A lowly messenger or a key player? That question took centrestage at the trial of former BSI banker Yeo Jiawei, 33, yesterday with conflicting portraits of his alleged role in a complex money-laundering scheme.
Yeo's lawyer, Mr Philip Fong, suggested his client was a minor player in business dealings with Malaysian tycoon Low Taek Jho and Mohamed Ahmed Badawy Al-Husseiny - two key figures in the 1Malaysia Development Berhad (1MDB) scandal. Mr Fong made the suggestion while cross-examining prosecution witness Jose Renato Carvalho Pinto, a relationship manager with financial services firm Amicorp.

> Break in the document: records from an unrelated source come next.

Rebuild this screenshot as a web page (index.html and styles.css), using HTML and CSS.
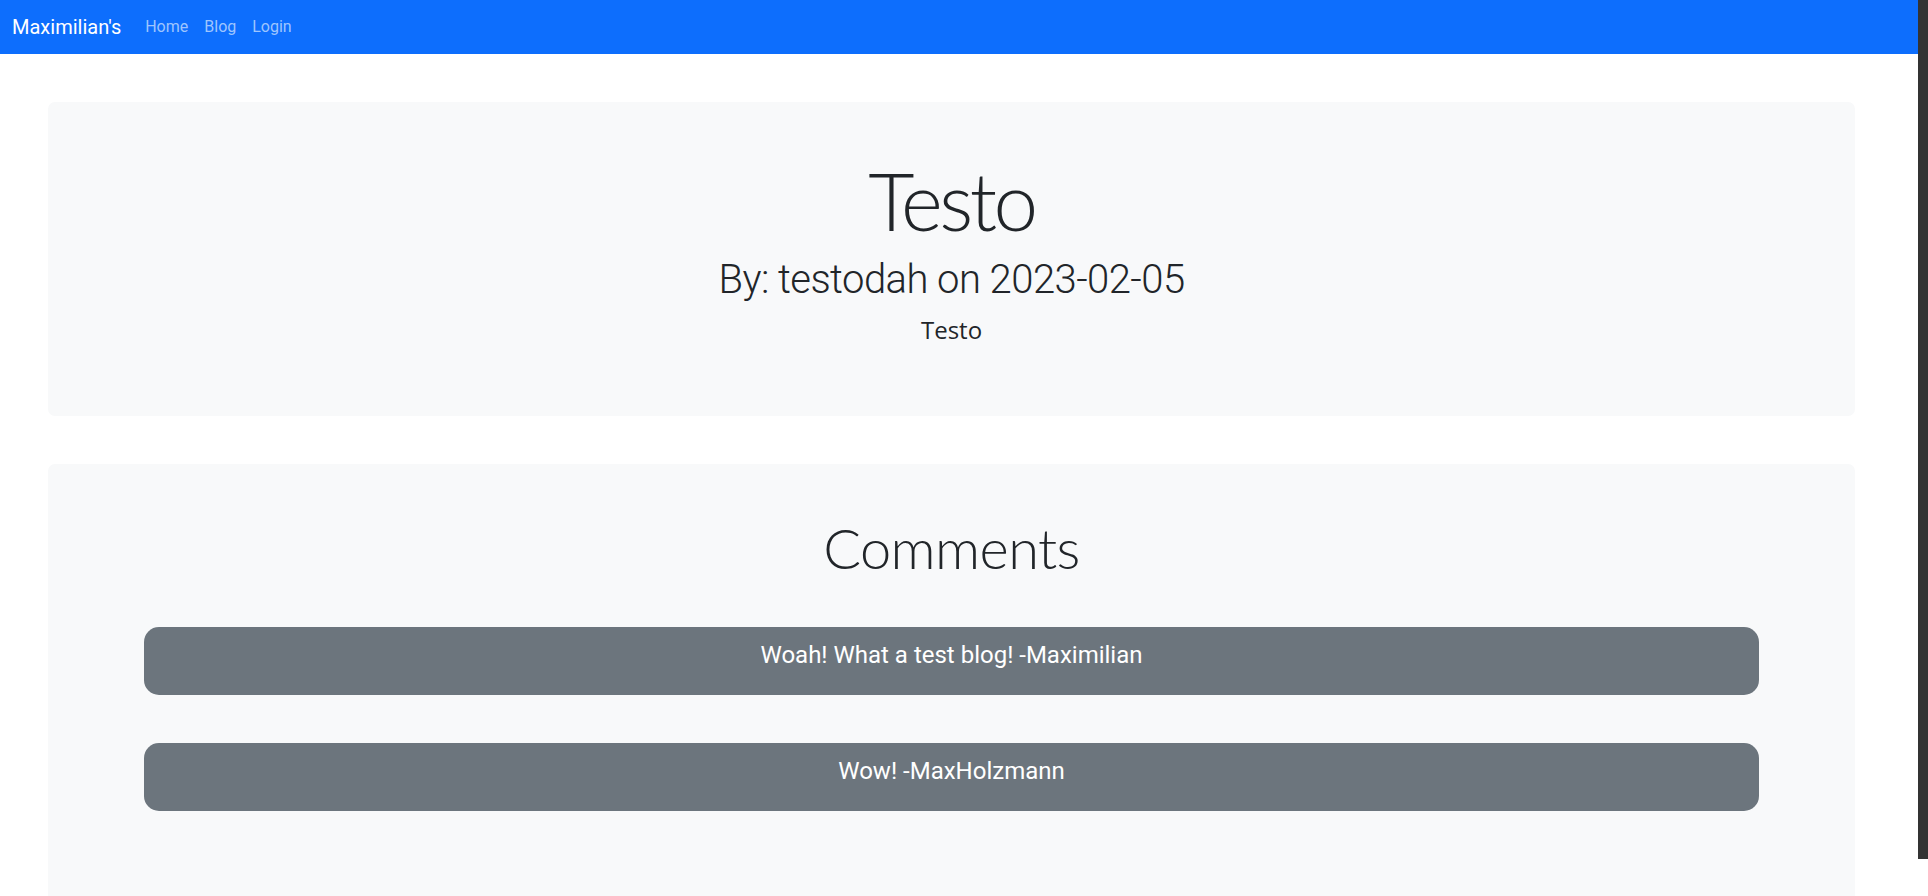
FILE: index.html
```html
<!DOCTYPE html>
<html lang="en">
<head>
<meta charset="utf-8">
<title>Testo</title>
<link rel="stylesheet" href="styles.css">
</head>
<body>
<nav class="navbar">
  <a class="brand" href="#">Maximilian's</a>
  <ul class="nav-links">
    <li><a href="#">Home</a></li>
    <li><a href="#">Blog</a></li>
    <li><a href="#">Login</a></li>
  </ul>
</nav>
<main class="page">
  <section class="card post">
    <h1 class="display-1">Testo</h1>
    <h2 class="display-6">By: testodah on 2023-02-05</h2>
    <p class="fs-4">Testo</p>
  </section>
  <section class="card comments">
    <h2 class="display-4">Comments</h2>
    <div class="comment"><p>Woah! What a test blog! -Maximilian</p></div>
    <div class="comment"><p>Wow! -MaxHolzmann</p></div>
  </section>
</main>
<div class="scroll-thumb"></div>
</body>
</html>
```
FILE: styles.css
```css
* { box-sizing: border-box; }
html, body {
  margin: 0;
  padding: 0;
  overflow: hidden;
  background: #fff;
}
body {
  font-family: "Open Sans", "Noto Sans", "Liberation Sans", sans-serif;
  color: #212529;
  font-size: 16px;
  line-height: 1.5;
}
.navbar {
  height: 54px;
  width: 1918px;
  background: #0d6efd;
  display: flex;
  align-items: center;
  padding: 0 12px;
}
.brand {
  color: #fff;
  text-decoration: none;
  font-size: 20px;
  margin-right: 16px;
  font-family: Roboto, sans-serif;
}
.nav-links {
  list-style: none;
  margin: 0;
  padding: 0;
  display: flex;
}
.nav-links a {
  display: block;
  padding: 0 8px;
  color: #9ec5fe;
  text-decoration: none;
  font-family: Roboto, sans-serif;
  font-size: 16px;
}
.page {
  width: 1903px;
  padding: 48px 48px 0;
  display: flex;
  flex-direction: column;
  gap: 48px;
}
.card {
  background: #f8f9fa;
  border-radius: 7px;
  padding: 50px 48px 48px;
  text-align: center;
}
.post { height: 314px; }
.comments { min-height: 480px; padding-left: 96px; padding-right: 96px; }
h1, h2, p { margin: 0; }
.display-1 {
  font-family: Lato, sans-serif;
  font-size: 80px;
  font-weight: 300;
  line-height: 1.2;
  letter-spacing: -3.5px;
  margin-bottom: 8px;
}
.display-6 {
  font-family: Roboto, sans-serif;
  font-size: 40px;
  font-weight: 300;
  line-height: 1.2;
  letter-spacing: -0.55px;
  margin-bottom: 8px;
}
.display-4 {
  font-family: Lato, sans-serif;
  font-size: 56px;
  font-weight: 300;
  line-height: 1.2;
  letter-spacing: -0.6px;
  margin-bottom: 46px;
}
.fs-4 {
  font-size: 24px;
  line-height: 1.5;
}
.comment {
  background: #6c757d;
  color: #fff;
  border-radius: 15px;
  padding: 10px 8px 22px;
  margin-bottom: 48px;
}
.comment p {
  font-family: Roboto, sans-serif;
  font-size: 24px;
  line-height: 1.5;
}
.scroll-thumb {
  position: fixed;
  top: 0;
  right: 0;
  width: 10px;
  height: 859px;
  background: #333;
}
```
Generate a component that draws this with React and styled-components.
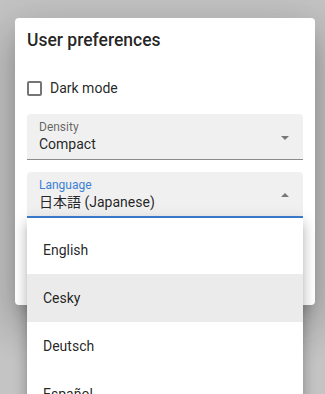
import React from "react";
import styled, { createGlobalStyle } from "styled-components";

const Global = createGlobalStyle`
  html, body {
    margin: 0;
    padding: 0;
    background: #c4c4c4;
    font-family: Roboto, "Noto Sans CJK JP", sans-serif;
    overflow: hidden;
  }
`;

const Page = styled.div`
  width: 325px;
  height: 394px;
  padding: 18px 10px 0 15px;
  box-sizing: border-box;
`;

const Dialog = styled.div`
  position: relative;
  width: 300px;
  height: 287px;
  box-sizing: border-box;
  padding: 0 12px;
  background: #fff;
  border-radius: 4px;
  box-shadow: 0 11px 15px -7px rgba(0, 0, 0, 0.2),
    0 24px 38px 3px rgba(0, 0, 0, 0.14), 0 9px 46px 8px rgba(0, 0, 0, 0.12);
  display: flex;
  flex-direction: column;
`;

const Title = styled.h2`
  margin: 10px 0 0;
  font-size: 17.5px;
  line-height: 24px;
  font-weight: 500;
  color: rgba(0, 0, 0, 0.87);
`;

const CheckRow = styled.label`
  margin-top: 26px;
  display: flex;
  align-items: center;
  gap: 8px;
  font-size: 14px;
  color: rgba(0, 0, 0, 0.87);
  height: 20px;
`;

const Box = styled.span`
  width: 15px;
  height: 15px;
  box-sizing: border-box;
  border: 2px solid rgba(0, 0, 0, 0.54);
  border-radius: 2px;
`;

const Field = styled.div`
  margin-top: ${(p) => p.$mt}px;
  height: 46px;
  box-sizing: border-box;
  background: #f0f0f0;
  border-radius: 4px 4px 0 0;
  border-bottom: ${(p) => (p.$focused ? "2px solid #3d7fd3" : "1px solid #8c8c8c")};
  padding: 6px 12px 0;
  display: flex;
  align-items: center;
  position: relative;
`;

const FieldText = styled.div`
  flex: 1;
  display: flex;
  flex-direction: column;
  align-self: flex-start;
`;

const Label = styled.span`
  font-size: 12px;
  line-height: 14px;
  color: ${(p) => (p.$focused ? "#3d7fd3" : "rgba(0, 0, 0, 0.6)")};
`;

const Value = styled.span`
  font-size: 14px;
  line-height: 20px;
  color: rgba(0, 0, 0, 0.87);
`;

const Arrow = styled.span`
  width: 0;
  height: 0;
  margin-right: 2px;
  margin-top: -4px;
  border-left: 4px solid transparent;
  border-right: 4px solid transparent;
  ${(p) =>
    p.$up
      ? "border-bottom: 4px solid rgba(0,0,0,0.5);"
      : "border-top: 4px solid rgba(0,0,0,0.5);"}
`;

const Menu = styled.ul`
  position: absolute;
  left: 12px;
  top: 200px;
  width: 276px;
  margin: 0;
  padding: 8px 0;
  list-style: none;
  background: #fff;
  box-shadow: 0 5px 5px -3px rgba(0, 0, 0, 0.2),
    0 8px 10px 1px rgba(0, 0, 0, 0.14), 0 3px 14px 2px rgba(0, 0, 0, 0.12);
`;

const Item = styled.li`
  height: 48px;
  padding: 0 16px;
  display: flex;
  align-items: center;
  font-size: 14px;
  color: rgba(0, 0, 0, 0.87);
  background: ${(p) => (p.$active ? "#ebebeb" : "transparent")};
`;

const languages = ["English", "Cesky", "Deutsch", "Español"];

export default function App() {
  return (
    <>
      <Global />
      <Page>
        <Dialog>
          <Title>User preferences</Title>
          <CheckRow>
            <Box />
            Dark mode
          </CheckRow>
          <Field $mt={16}>
            <FieldText>
              <Label>Density</Label>
              <Value>Compact</Value>
            </FieldText>
            <Arrow />
          </Field>
          <Field $mt={12} $focused>
            <FieldText>
              <Label $focused>Language</Label>
              <Value>日本語 (Japanese)</Value>
            </FieldText>
            <Arrow $up />
          </Field>
          <Menu>
            {languages.map((l) => (
              <Item key={l} $active={l === "Cesky"}>
                {l}
              </Item>
            ))}
          </Menu>
        </Dialog>
      </Page>
    </>
  );
}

On Monday, Mr Carvalho described how Yeo began to enjoy the high life once he linked up with Mr Low and Al-Husseiny, a former high-level official of Abu Dhabi state fund International Petroleum Investment Co (IPIC). Al-Husseiny, an American, has been detained by Abu Dhabi authorities and is awaiting extradition on 1MDB-related charges, media reports say.
But Mr Fong yesterday portrayed Yeo, who is facing four counts of obstructing justice, as someone merely "relaying instructions" to Amicorp on behalf of Al-Husseiny. Mr Carvalho agreed when Mr Fong put it to him that Al-Husseiny was the one who gave instructions to Yeo.
"So Yeo was just an intermediary and messenger," Mr Fong said.
Mr Carvalho replied: "A messenger doesn't fly private jet ... He was staying at (Emirates) Palace Hotel and flying private jet. He was not a DHL messenger."
Emirates Palace is a five-star luxury hotel in Abu Dhabi, which Mr Carvalho said Yeo had name-dropped when "talking big about spending nights in expensive hotels".
Mr Fong maintained that Yeo was not given any power of attorney, and had no authority to make decisions on behalf of clients.
But Mr Carvalho said Yeo was "not only involved in wire transfers, or scheduling voice mails". He testified that Yeo had told Amicorp how to structure funds for fake entities supposedly linked to the legitimate Aabar Investments PJS.
Prosecutors say four of these fake entities were set up, all with identical or almost identical names to Aabar Investments PJS, a unit of IPIC, with the intent to confuse. Al-Husseiny was director of these bogus entities. Amicorp had also set up bank accounts for one of them. These include Aabar International Investments PJS Ltd (BVI) and Aabar Investments PJS Ltd (Samoa).
Mr Carvalho said yesterday: "Yeo was working on the restructuring of funds for these Aabar entities. He had a plan on how to restructure the funds."
He testified that Amicorp, relying on information from Yeo, had concluded two of the Aabar entities were owned by the IPIC unit, and so were legitimate. Among the fake entities was Aabar Investments PJS Ltd based in the British Virgin Islands. It has not been named in the trial but is reported to have received US$3.5 billion (S$4.9 billion) from 1MDB. Mr Carvalho said he suspected these entities were bogus after IPIC told the London Stock Exchange in April it did not own the entity based in the British Virgin Islands.